**Requirement**
Write out every entry exactly as it stands.

**Data provided**
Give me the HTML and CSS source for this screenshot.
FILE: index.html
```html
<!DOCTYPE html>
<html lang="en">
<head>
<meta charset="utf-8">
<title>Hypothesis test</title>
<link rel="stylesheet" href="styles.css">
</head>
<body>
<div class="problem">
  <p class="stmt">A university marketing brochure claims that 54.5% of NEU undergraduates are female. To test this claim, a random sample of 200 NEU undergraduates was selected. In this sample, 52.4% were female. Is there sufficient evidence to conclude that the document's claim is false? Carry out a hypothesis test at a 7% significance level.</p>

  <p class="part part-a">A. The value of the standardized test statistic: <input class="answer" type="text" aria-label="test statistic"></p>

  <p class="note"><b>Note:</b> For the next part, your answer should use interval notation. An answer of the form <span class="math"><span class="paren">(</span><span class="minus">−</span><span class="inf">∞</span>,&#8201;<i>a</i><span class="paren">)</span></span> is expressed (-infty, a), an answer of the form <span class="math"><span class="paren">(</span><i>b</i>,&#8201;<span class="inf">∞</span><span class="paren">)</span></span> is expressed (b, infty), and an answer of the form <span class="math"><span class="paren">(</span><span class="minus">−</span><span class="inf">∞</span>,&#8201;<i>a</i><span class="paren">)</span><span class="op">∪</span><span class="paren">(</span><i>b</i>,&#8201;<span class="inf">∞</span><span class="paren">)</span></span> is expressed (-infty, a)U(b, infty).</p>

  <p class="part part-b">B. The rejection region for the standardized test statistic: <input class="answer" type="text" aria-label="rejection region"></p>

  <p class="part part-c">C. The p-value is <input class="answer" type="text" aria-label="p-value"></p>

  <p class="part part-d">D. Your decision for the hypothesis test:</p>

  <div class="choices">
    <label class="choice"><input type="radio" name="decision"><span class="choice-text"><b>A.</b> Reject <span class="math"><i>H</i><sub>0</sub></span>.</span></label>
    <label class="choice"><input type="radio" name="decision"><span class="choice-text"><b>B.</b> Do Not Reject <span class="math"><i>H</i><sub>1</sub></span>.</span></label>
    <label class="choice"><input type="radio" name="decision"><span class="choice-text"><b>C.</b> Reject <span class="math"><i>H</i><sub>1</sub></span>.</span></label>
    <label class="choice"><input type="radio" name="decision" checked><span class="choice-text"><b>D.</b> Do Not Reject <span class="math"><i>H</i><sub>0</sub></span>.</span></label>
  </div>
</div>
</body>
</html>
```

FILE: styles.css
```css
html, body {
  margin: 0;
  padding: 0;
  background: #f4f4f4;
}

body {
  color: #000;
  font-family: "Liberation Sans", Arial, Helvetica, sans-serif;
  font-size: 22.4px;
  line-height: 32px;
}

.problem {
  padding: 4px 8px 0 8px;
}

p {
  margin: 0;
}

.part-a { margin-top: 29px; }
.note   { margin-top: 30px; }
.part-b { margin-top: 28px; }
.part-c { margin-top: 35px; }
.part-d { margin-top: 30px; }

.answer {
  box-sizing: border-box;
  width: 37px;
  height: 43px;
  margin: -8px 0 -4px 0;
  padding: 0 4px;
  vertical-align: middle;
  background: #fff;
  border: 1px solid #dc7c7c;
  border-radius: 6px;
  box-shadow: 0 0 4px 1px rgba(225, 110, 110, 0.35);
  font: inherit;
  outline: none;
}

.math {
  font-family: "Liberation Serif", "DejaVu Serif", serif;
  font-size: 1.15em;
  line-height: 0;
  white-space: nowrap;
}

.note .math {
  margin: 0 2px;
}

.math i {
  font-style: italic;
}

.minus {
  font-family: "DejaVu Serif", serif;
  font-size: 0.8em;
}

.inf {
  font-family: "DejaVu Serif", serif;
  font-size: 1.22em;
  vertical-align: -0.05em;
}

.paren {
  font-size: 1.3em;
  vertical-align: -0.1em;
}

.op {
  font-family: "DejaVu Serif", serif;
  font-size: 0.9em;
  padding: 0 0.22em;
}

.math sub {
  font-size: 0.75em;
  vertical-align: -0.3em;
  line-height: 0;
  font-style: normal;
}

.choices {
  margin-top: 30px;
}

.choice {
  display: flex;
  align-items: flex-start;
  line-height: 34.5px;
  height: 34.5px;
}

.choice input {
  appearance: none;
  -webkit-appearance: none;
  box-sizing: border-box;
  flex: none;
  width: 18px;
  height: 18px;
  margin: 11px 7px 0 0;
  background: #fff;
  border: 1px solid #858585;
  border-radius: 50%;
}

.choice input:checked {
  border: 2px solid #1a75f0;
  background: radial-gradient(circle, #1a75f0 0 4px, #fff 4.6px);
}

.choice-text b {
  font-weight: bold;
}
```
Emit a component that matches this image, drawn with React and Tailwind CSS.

**Written response**
Give me the HTML and CSS source for this screenshot.
FILE: index.html
```html
<!DOCTYPE html>
<html lang="en">
<head>
<meta charset="utf-8">
<title>Hypothesis test</title>
<link rel="stylesheet" href="styles.css">
</head>
<body>
<div class="problem">
  <p class="stmt">A university marketing brochure claims that 54.5% of NEU undergraduates are female. To test this claim, a random sample of 200 NEU undergraduates was selected. In this sample, 52.4% were female. Is there sufficient evidence to conclude that the document's claim is false? Carry out a hypothesis test at a 7% significance level.</p>

  <p class="part part-a">A. The value of the standardized test statistic: <input class="answer" type="text" aria-label="test statistic"></p>

  <p class="note"><b>Note:</b> For the next part, your answer should use interval notation. An answer of the form <span class="math"><span class="paren">(</span><span class="minus">−</span><span class="inf">∞</span>,&#8201;<i>a</i><span class="paren">)</span></span> is expressed (-infty, a), an answer of the form <span class="math"><span class="paren">(</span><i>b</i>,&#8201;<span class="inf">∞</span><span class="paren">)</span></span> is expressed (b, infty), and an answer of the form <span class="math"><span class="paren">(</span><span class="minus">−</span><span class="inf">∞</span>,&#8201;<i>a</i><span class="paren">)</span><span class="op">∪</span><span class="paren">(</span><i>b</i>,&#8201;<span class="inf">∞</span><span class="paren">)</span></span> is expressed (-infty, a)U(b, infty).</p>

  <p class="part part-b">B. The rejection region for the standardized test statistic: <input class="answer" type="text" aria-label="rejection region"></p>

  <p class="part part-c">C. The p-value is <input class="answer" type="text" aria-label="p-value"></p>

  <p class="part part-d">D. Your decision for the hypothesis test:</p>

  <div class="choices">
    <label class="choice"><input type="radio" name="decision"><span class="choice-text"><b>A.</b> Reject <span class="math"><i>H</i><sub>0</sub></span>.</span></label>
    <label class="choice"><input type="radio" name="decision"><span class="choice-text"><b>B.</b> Do Not Reject <span class="math"><i>H</i><sub>1</sub></span>.</span></label>
    <label class="choice"><input type="radio" name="decision"><span class="choice-text"><b>C.</b> Reject <span class="math"><i>H</i><sub>1</sub></span>.</span></label>
    <label class="choice"><input type="radio" name="decision" checked><span class="choice-text"><b>D.</b> Do Not Reject <span class="math"><i>H</i><sub>0</sub></span>.</span></label>
  </div>
</div>
</body>
</html>
```

FILE: styles.css
```css
html, body {
  margin: 0;
  padding: 0;
  background: #f4f4f4;
}

body {
  color: #000;
  font-family: "Liberation Sans", Arial, Helvetica, sans-serif;
  font-size: 22.4px;
  line-height: 32px;
}

.problem {
  padding: 4px 8px 0 8px;
}

p {
  margin: 0;
}

.part-a { margin-top: 29px; }
.note   { margin-top: 30px; }
.part-b { margin-top: 28px; }
.part-c { margin-top: 35px; }
.part-d { margin-top: 30px; }

.answer {
  box-sizing: border-box;
  width: 37px;
  height: 43px;
  margin: -8px 0 -4px 0;
  padding: 0 4px;
  vertical-align: middle;
  background: #fff;
  border: 1px solid #dc7c7c;
  border-radius: 6px;
  box-shadow: 0 0 4px 1px rgba(225, 110, 110, 0.35);
  font: inherit;
  outline: none;
}

.math {
  font-family: "Liberation Serif", "DejaVu Serif", serif;
  font-size: 1.15em;
  line-height: 0;
  white-space: nowrap;
}

.note .math {
  margin: 0 2px;
}

.math i {
  font-style: italic;
}

.minus {
  font-family: "DejaVu Serif", serif;
  font-size: 0.8em;
}

.inf {
  font-family: "DejaVu Serif", serif;
  font-size: 1.22em;
  vertical-align: -0.05em;
}

.paren {
  font-size: 1.3em;
  vertical-align: -0.1em;
}

.op {
  font-family: "DejaVu Serif", serif;
  font-size: 0.9em;
  padding: 0 0.22em;
}

.math sub {
  font-size: 0.75em;
  vertical-align: -0.3em;
  line-height: 0;
  font-style: normal;
}

.choices {
  margin-top: 30px;
}

.choice {
  display: flex;
  align-items: flex-start;
  line-height: 34.5px;
  height: 34.5px;
}

.choice input {
  appearance: none;
  -webkit-appearance: none;
  box-sizing: border-box;
  flex: none;
  width: 18px;
  height: 18px;
  margin: 11px 7px 0 0;
  background: #fff;
  border: 1px solid #858585;
  border-radius: 50%;
}

.choice input:checked {
  border: 2px solid #1a75f0;
  background: radial-gradient(circle, #1a75f0 0 4px, #fff 4.6px);
}

.choice-text b {
  font-weight: bold;
}
```
Emit a component that matches this image, drawn with React and Tailwind CSS.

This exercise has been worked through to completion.